Vor allem Solaranlagen baut China rasant zu. Die Fotovoltaik-Installationen von 2023 von rund 210 Gigawatt seien „doppelt so hoch gewesen wie die gesamte installierte Solarkapazität in den USA – und viermal so hoch wie diejenige in China selbst im Jahr 2020“, rechnet Lauri Myllyvirta vor, leitender CREA-Analyst und China-Experte des Instituts. Auch die Windkraft legt zu. „Allein die im Jahr 2023 neu installierte Solar-, Wind-, Wasser- und Kernkraftkapazität wird schätzungsweise 423 Terawattstunden pro Jahr erzeugen. Das entspricht dem gesamten Stromverbrauch Frankreichs.“
Etwa die Hälfte der neu addierten Solaranlagen wurde laut Myllyvirta auf Dächern installiert – vor allem auf Basis eines Programms namens „Solar im ganzen Land“, bei dem jeweils eine einzige Auktion die Aufträge für Solaranlagen auf einem bestimmten Anteil Dächern eines gesamten Bezirks vergibt.

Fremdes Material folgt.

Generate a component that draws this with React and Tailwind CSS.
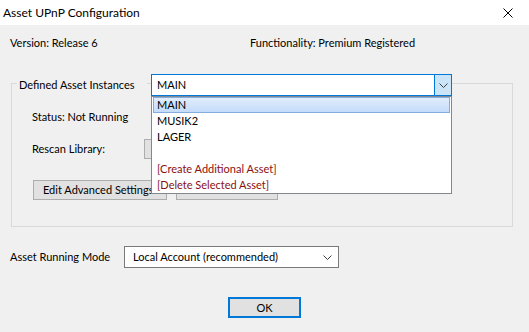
import React from "react";

const Chevron = ({ className = "" }) => (
  <svg width="9" height="5" viewBox="0 0 9 5" className={className}>
    <polyline points="0.5,0.5 4.5,4.5 8.5,0.5" fill="none" stroke="#404040" strokeWidth="1" />
  </svg>
);

export default function App() {
  const items = ["MAIN", "MUSIK2", "LAGER", "", "[Create Additional Asset]", "[Delete Selected Asset]"];
  return (
    <div
      className="w-[529px] h-[332px] bg-[#f0f0f0] text-[11px] leading-[16px] text-black flex flex-col overflow-hidden"
      style={{ fontFamily: 'Lato, "Noto Sans", sans-serif' }}
    >
      {/* Title bar */}
      <div className="h-[25px] bg-white flex items-center justify-between pl-[3px] pr-[16px] shrink-0">
        <span className="text-[12px]">Asset UPnP Configuration</span>
        <svg width="10" height="10" viewBox="0 0 10 10">
          <path d="M0.5 0.5 L9.5 9.5 M9.5 0.5 L0.5 9.5" stroke="#000" strokeWidth="1" />
        </svg>
      </div>

      {/* Version row */}
      <div className="flex items-center h-[16px] mt-[10px]">
        <span className="ml-[10px] w-[240px]">Version: Release 6</span>
        <span>Functionality: Premium Registered</span>
      </div>

      {/* Group box */}
      <div className="ml-[11px] w-[502px] h-[144px] mt-[32px] border border-[#d9d9d9] flex flex-col shrink-0">
        <div className="flex items-center h-[22px] -mt-[10px]">
          <span className="ml-[5px] w-[130px] pl-[2px] bg-[#f0f0f0] whitespace-nowrap">Defined Asset Instances</span>
          <div className="relative ml-[4px] w-[301px] h-[22px]">
            <div className="w-full h-full border border-[#0078d7] bg-white flex items-center">
              <span className="flex-1 pl-[5px]">MAIN</span>
              <div className="w-[17px] h-full border-l border-[#0078d7] bg-[#cce4f7] flex items-center justify-center">
                <Chevron />
              </div>
            </div>
            <div className="absolute left-0 top-full w-[301px] h-[98px] bg-white border border-[#828790] z-10 flex flex-col">
              {items.map((it, i) =>
                i === 0 ? (
                  <div
                    key={i}
                    className="h-[16px] mx-[1px] border border-[#84acdd] bg-gradient-to-b from-[#e0edfc] to-[#c4dcfa] flex items-center pl-[3px]"
                  >
                    {it}
                  </div>
                ) : (
                  <div
                    key={i}
                    className={`h-[16px] flex items-center pl-[5px] ${i >= 4 ? "text-[#8b1010]" : ""}`}
                  >
                    {it}
                  </div>
                )
              )}
            </div>
          </div>
        </div>

        <div className="ml-[20px] mt-[13px] h-[16px] flex items-center">Status: Not Running</div>

        <div className="flex items-center h-[20px] mt-[14px]">
          <span className="ml-[20px] w-[112px]">Rescan Library:</span>
          <div className="w-[100px] h-[20px] border border-[#adadad] bg-[#e1e1e1]" />
        </div>

        <div className="flex items-center mt-[21px]">
          <div className="ml-[21px] w-[134px] h-[20px] border border-[#adadad] bg-[#e1e1e1] flex items-center pl-[9px] whitespace-nowrap overflow-hidden">
            Edit Advanced Settings
          </div>
          <div className="ml-[9px] w-[102px] h-[20px] border border-[#adadad] bg-[#e1e1e1]" />
        </div>
      </div>

      {/* Running mode */}
      <div className="flex items-center h-[22px] mt-[19px]">
        <span className="ml-[10px] w-[114px] whitespace-nowrap">Asset Running Mode</span>
        <div className="w-[215px] h-[22px] border border-[#7a7a7a] bg-white flex items-center justify-between pl-[8px] pr-[6px]">
          <span>Local Account (recommended)</span>
          <Chevron />
        </div>
      </div>

      {/* OK */}
      <div className="ml-[228px] mt-[29px] w-[73px] h-[21px] border-2 border-[#0078d7] bg-[#e1e1e1] flex items-center justify-center">
        OK
      </div>
    </div>
  );
}
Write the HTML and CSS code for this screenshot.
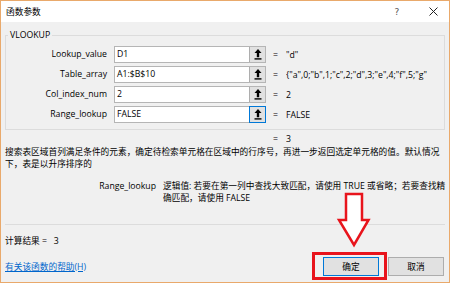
FILE: index.html
```html
<!DOCTYPE html>
<html lang="zh-CN">
<head>
<meta charset="utf-8">
<link rel="stylesheet" href="styles.css">
</head>
<body>
<div class="window">
  <div class="titlebar">
    <span class="title">函数参数</span>
    <span class="tb-help">?</span>
    <span class="tb-close"><svg width="9" height="9" viewBox="0 0 9 9"><path d="M0.5 0.5 L8.5 8.5 M8.5 0.5 L0.5 8.5" stroke="#222" stroke-width="1" fill="none"/></svg></span>
  </div>
  <div class="content">
    <fieldset class="group">
      <legend class="group-title">VLOOKUP</legend>
      <div class="args">
        <label class="arg-label">Lookup_value</label>
        <div class="ref"><span class="ref-text">D1</span><span class="pick"><svg width="8" height="11" viewBox="0 0 8 11"><polygon points="4,0 7.5,4 5.2,4 5.2,8.2 2.8,8.2 2.8,4 0.5,4" fill="#000"/><rect x="0.5" y="9.2" width="7" height="1.4" fill="#000"/></svg></span></div>
        <span class="eq">=</span><span class="val">"d"</span>

        <label class="arg-label">Table_array</label>
        <div class="ref"><span class="ref-text">A1:$B$10</span><span class="pick"><svg width="8" height="11" viewBox="0 0 8 11"><polygon points="4,0 7.5,4 5.2,4 5.2,8.2 2.8,8.2 2.8,4 0.5,4" fill="#000"/><rect x="0.5" y="9.2" width="7" height="1.4" fill="#000"/></svg></span></div>
        <span class="eq">=</span><span class="val">{"a",0;"b",1;"c",2;"d",3;"e",4;"f",5;"g"</span>

        <label class="arg-label">Col_index_num</label>
        <div class="ref"><span class="ref-text">2</span><span class="pick"><svg width="8" height="11" viewBox="0 0 8 11"><polygon points="4,0 7.5,4 5.2,4 5.2,8.2 2.8,8.2 2.8,4 0.5,4" fill="#000"/><rect x="0.5" y="9.2" width="7" height="1.4" fill="#000"/></svg></span></div>
        <span class="eq">=</span><span class="val">2</span>

        <label class="arg-label">Range_lookup</label>
        <div class="ref"><span class="ref-text">FALSE</span><span class="pick pick-focus"><svg width="8" height="11" viewBox="0 0 8 11"><polygon points="4,0 7.5,4 5.2,4 5.2,8.2 2.8,8.2 2.8,4 0.5,4" fill="#000"/><rect x="0.5" y="9.2" width="7" height="1.4" fill="#000"/></svg></span></div>
        <span class="eq">=</span><span class="val">FALSE</span>
      </div>
    </fieldset>

    <div class="result-row"><span></span><span></span><span class="eq">=</span><span class="val">3</span></div>

    <p class="desc">搜索表区域首列满足条件的元素，确定待检索单元格在区域中的行序号，再进一步返回选定单元格的值。默认情况<br>下，表是以升序排序的</p>

    <div class="argdesc">
      <span class="argdesc-name">Range_lookup</span>
      <span class="argdesc-text">逻辑值: 若要在第一列中查找大致匹配，请使用 TRUE 或省略；若要查找精<br>确匹配，请使用 FALSE</span>
    </div>

    <div class="separator"></div>

    <div class="footer">
      <div class="calc">计算结果 =&nbsp;&nbsp;&nbsp;3</div>
      <div class="footer-row">
        <a class="help-link" href="#">有关该函数的帮助(H)</a>
        <div class="buttons">
          <button class="btn btn-default">确定</button>
          <button class="btn">取消</button>
        </div>
      </div>
    </div>
  </div>

  <div class="mark-rect"></div>
  <svg class="mark-arrow" width="36" height="57" viewBox="0 0 36 57">
    <polygon points="10,3 26,3 26,29 32.5,29 18,54 3,29 10,29" fill="#fff" stroke="#e8141c" stroke-width="2.5" stroke-linejoin="miter"/>
  </svg>
</div>
</body>
</html>
```

FILE: styles.css
```css
* { box-sizing: border-box; }

html, body {
  margin: 0;
  padding: 0;
  background: #f0f0f0;
}

body {
  font-family: "Open Sans", "Noto Sans CJK SC", sans-serif;
  font-size: 8.7px;
  color: #000;
}

.window {
  position: relative;
  width: 450px;
  height: 283px;
  border: 1px solid #e9a96b;
  background: #f0f0f0;
  display: flex;
  flex-direction: column;
  overflow: hidden;
}

.titlebar {
  height: 21px;
  background: #fff;
  display: flex;
  align-items: center;
  padding-left: 5px;
  flex-shrink: 0;
}

.title {
  flex: 1;
  line-height: 12px;
  color: #000;
}

.tb-help {
  width: 10px;
  text-align: center;
  color: #555;
  font-family: "DejaVu Sans", sans-serif;
  font-size: 9px;
  margin-right: 25px;
}

.tb-close {
  display: flex;
  align-items: center;
  justify-content: center;
  width: 12px;
  margin-right: 10px;
}

.content {
  flex: 1;
  display: flex;
  flex-direction: column;
  padding: 0 4px 0 4px;
}

.group {
  margin: 6px 0 0 0;
  padding: 0;
  border: 1px solid #dcdcdc;
  min-width: 0;
}

.group-title {
  margin-left: 2px;
  padding: 0 2px;
  line-height: 14px;
}

.args {
  display: grid;
  grid-template-columns: 101px 152px 6px minmax(0, 1fr);
  grid-auto-rows: 17px;
  column-gap: 7px;
  row-gap: 3px;
  padding: 4px 0 6px 0;
  align-items: center;
}

.arg-label {
  text-align: right;
  line-height: 17px;
  white-space: nowrap;
}

.ref {
  display: flex;
  height: 17px;
  border: 1px solid #b5b5b5;
  background: #fff;
}

.ref-text {
  flex: 1;
  padding-left: 2px;
  line-height: 15px;
}

.pick {
  width: 16px;
  display: flex;
  align-items: center;
  justify-content: center;
  background: #e1e1e1;
  border-left: 1px solid #adadad;
}

.pick-focus {
  border: 1px solid #0078d7;
  margin: -1px -1px -1px 0;
  width: 17px;
  height: 17px;
}

.eq {
  line-height: 12px;
}

.val {
  white-space: nowrap;
  overflow: hidden;
  line-height: 12px;
}

.result-row {
  display: grid;
  grid-template-columns: 101px 152px 6px 1fr;
  column-gap: 7px;
  margin-top: 3px;
  padding-left: 1px;
  line-height: 12px;
}

.desc {
  margin: 1px 0 0 0;
  line-height: 12px;
  white-space: nowrap;
}

.argdesc {
  display: grid;
  grid-template-columns: 151px 1fr;
  column-gap: 7px;
  margin-top: 10px;
  line-height: 12px;
}

.argdesc-name {
  text-align: right;
}

.argdesc-text {
  white-space: nowrap;
}

.separator {
  margin-top: 20px;
  border-top: 1px solid #dcdcdc;
}

.footer {
  display: flex;
  flex-direction: column;
  padding-right: 1px;
}

.calc {
  margin-top: 10px;
  line-height: 12px;
}

.footer-row {
  margin-top: 10px;
  display: flex;
  align-items: center;
  justify-content: space-between;
}

.help-link {
  color: #0066cc;
  text-decoration: underline;
  line-height: 12px;
}

.buttons {
  display: flex;
  gap: 9px;
}

.btn {
  width: 56px;
  height: 19px;
  padding: 0;
  font-family: inherit;
  font-size: 8.7px;
  color: #000;
  background: #e1e1e1;
  border: 1px solid #adadad;
}

.btn-default {
  border: 1px solid #0078d7;
}

.mark-rect {
  position: absolute;
  left: 311px;
  top: 251px;
  width: 75px;
  height: 28px;
  border: 3px solid #e8141c;
}

.mark-arrow {
  position: absolute;
  left: 335px;
  top: 190px;
}
```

Xi Jinping: Emissions-Scheitelpunkt vor 2030, klimaneutral bis 2060
Staatschef Xi Jinping will bis 2030 in den Wüsten Nordwestchinas insgesamt 455 Gigawatt neuer Solar- und Windkapazitäten errichten lassen. Dann sollen im ganzen Land Wind- und Solaranlagen mit einer Leistung von insgesamt rund 1200 Gigawatt Strom erzeugen. Zum Vergleich: In Deutschland hatten wir Ende Juli Solaranlagen mit einer Gesamtkapazität von gut 75 Gigawatt.
Xi hatte im September 2021 vor den Vereinten Nationen angekündigt, dass China ab 2060 klimaneutral sein wolle. Das ist zehn Jahre später als die entwickelten Länder – aber wurde damals trotzdem als Meilenstein aufgenommen. Seither wächst der Druck auf die Volksrepublik, ambitioniertere Ziele auszurufen. Bisher ohne Erfolg. „China ist immer noch ein Entwicklungsland. Die Kontrolle der Emissionen von Methan und anderen Treibhausgasen ist nach wie vor mit riesigen Schwierigkeiten und Herausforderungen verbunden“, sagte Chef-Klimaverhandler Xie Zhenhua auf der COP28 im November 2023. China sei „nach wie vor technologisch schwach; unsere Statistiken sind unklar und unsere Messdaten unzureichend“.
China: Dekarbonisierung nach eigenem Fahrplan
Peking werde stets darauf drängen, dass jeder Staat die Dekarbonisierung gemäß der eigenen nationalen Gegebenheiten umsetzen dürfe, erwartet Klima-Experte Nis Grünberg vom Merics-Institut für Chinastudien. „China sagt: ‚wir machen den Ausstieg, so schnell wie es uns eben möglich ist‘“, so Grünberg zu IPPEN.MEDIA. Und Peking setzt, wie oft üblich in sozialistischen Systemen, die Planziele lieber niedrig an – damit man sie im Zweifel übererfüllen kann. Beim Klimaschutz hätte dann die ganze Welt etwas davon.